The Existential Problem of Evil and The Brothers Karamazov
Tim O’Connor (Baylor University) reflects on the psychological, existential nature of the problem of evil, and looks to Dostoevsky’s Father Zossima of The Brothers Karamazov for an answer.
Philosophers sometimes distinguish between different problems of evil. So, the problem of evil. How is it that the existence of all of this suffering we find ourselves confronted with is compatible with the existence of an all-good, all-powerful, all-knowing God? If God is all-good, wouldn’t He want to prevent so much of this horrific suffering?
And if He’s all-powerful and all-knowing, wouldn’t he have the power and know how to do so? And so why do we find ourselves confronted with all this suffering? Now, this is a kind of theoretical problem. But it’s also, there’s also an existential problem that we face when we encounter terrible evil in our own lives and in the lives of others. It can induce a kind of vertigo. It can make it very difficult to believe that there is a God of the kind described by traditional Christianity.

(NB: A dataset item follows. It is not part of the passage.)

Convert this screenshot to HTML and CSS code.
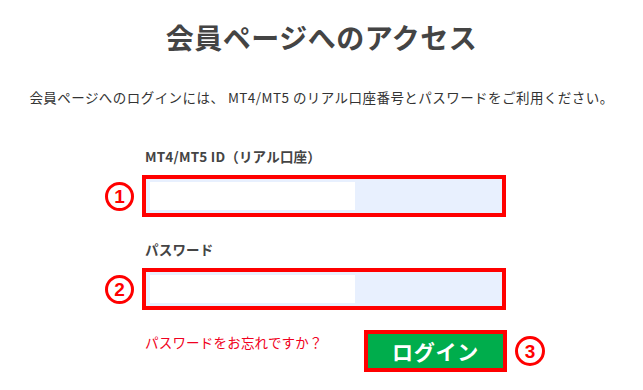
FILE: index.html
```html
<!DOCTYPE html>
<html lang="ja">
<head>
<meta charset="utf-8">
<link rel="stylesheet" href="styles.css">
</head>
<body>
<div class="page">
  <h1 class="title">会員ページへのアクセス</h1>
  <p class="lead">会員ページへのログインには、 MT4/MT5 のリアル口座番号とパスワードをご利用ください。</p>
  <div class="form">
    <div class="label label-id">MT4/MT5 ID（リアル口座）</div>
    <div class="row">
      <span class="num">1</span>
      <div class="field"><div class="fill"></div></div>
    </div>
    <div class="label label-pw">パスワード</div>
    <div class="row">
      <span class="num">2</span>
      <div class="field"><div class="fill"></div></div>
    </div>
    <div class="bottom">
      <a class="forgot">パスワードをお忘れですか？</a>
      <div class="login">ログイン</div>
      <span class="num num3">3</span>
    </div>
  </div>
</div>
</body>
</html>
```
FILE: styles.css
```css
html, body {
  margin: 0;
  padding: 0;
  background: #fff;
}
.page {
  width: 643px;
  height: 390px;
  font-family: "Noto Sans CJK JP", "Noto Sans", sans-serif;
  color: #333;
}
.title {
  margin: 0;
  padding-top: 18px;
  text-align: center;
  font-size: 28px;
  line-height: 38px;
  font-weight: bold;
  color: #444;
  letter-spacing: 0.5px;
}
.lead {
  margin: 31px 0 0;
  text-align: center;
  font-size: 13.5px;
  line-height: 20px;
  color: #333;
  letter-spacing: 0.45px;
  white-space: nowrap;
}
.form {
  margin-left: 100px;
}
.label {
  padding-left: 45px;
  font-size: 13.5px;
  line-height: 18px;
  font-weight: bold;
  color: #444;
  letter-spacing: 0.2px;
}
.label-id {
  margin-top: 40px;
}
.label-pw {
  margin-top: 23px;
}
.row {
  display: flex;
  align-items: center;
  margin-top: 10px;
}
.num {
  box-sizing: border-box;
  width: 29px;
  height: 29px;
  margin-left: 5px;
  margin-right: 8px;
  border: 3.5px solid #f00;
  border-radius: 50%;
  display: flex;
  align-items: center;
  justify-content: center;
  color: #f00;
  font-family: "Liberation Sans", Arial, sans-serif;
  font-weight: bold;
  font-size: 19px;
  line-height: 1;
}
.field {
  box-sizing: border-box;
  width: 364px;
  height: 42px;
  border: 4px solid #f00;
  background: #e8f0fe;
  padding: 3px 4px;
}
.fill {
  width: 205px;
  height: 100%;
  background: #fff;
}
.bottom {
  display: flex;
  align-items: center;
  margin-top: 20px;
  padding-left: 45px;
}
.forgot {
  width: 219px;
  font-size: 13.5px;
  line-height: 20px;
  color: #f00020;
  margin-top: -18px;
  letter-spacing: 0.2px;
}
.login {
  box-sizing: border-box;
  width: 143px;
  height: 42px;
  border: 4px solid #f00;
  background: #00ad4c;
  color: #fff;
  font-size: 21px;
  font-weight: bold;
  display: flex;
  align-items: center;
  justify-content: center;
  letter-spacing: 0.8px;
}
.num3 {
  margin-left: 8px;
  margin-right: 0;
  width: 30px;
  height: 30px;
}
```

And so you’ve done some really interesting thinking and writing about this existential problem of evil. As it’s treated in the writings of Theodosius Dobzhansky and his beautiful character, Father Zosima. And so, I wondered if you could tell us a bit about how you think about the practical problem of evil, and what you think Dobzhansky’s solution or reply to this problem is. And then whether you think it works, whether you find it persuasive. Yeah, the practical problem is sometimes we find ourselves quite rightly feeling a revulsion against certain kinds of really horrific evil that certainly others in the world experience, and maybe we, ourselves, have been touched by at some point in our lives.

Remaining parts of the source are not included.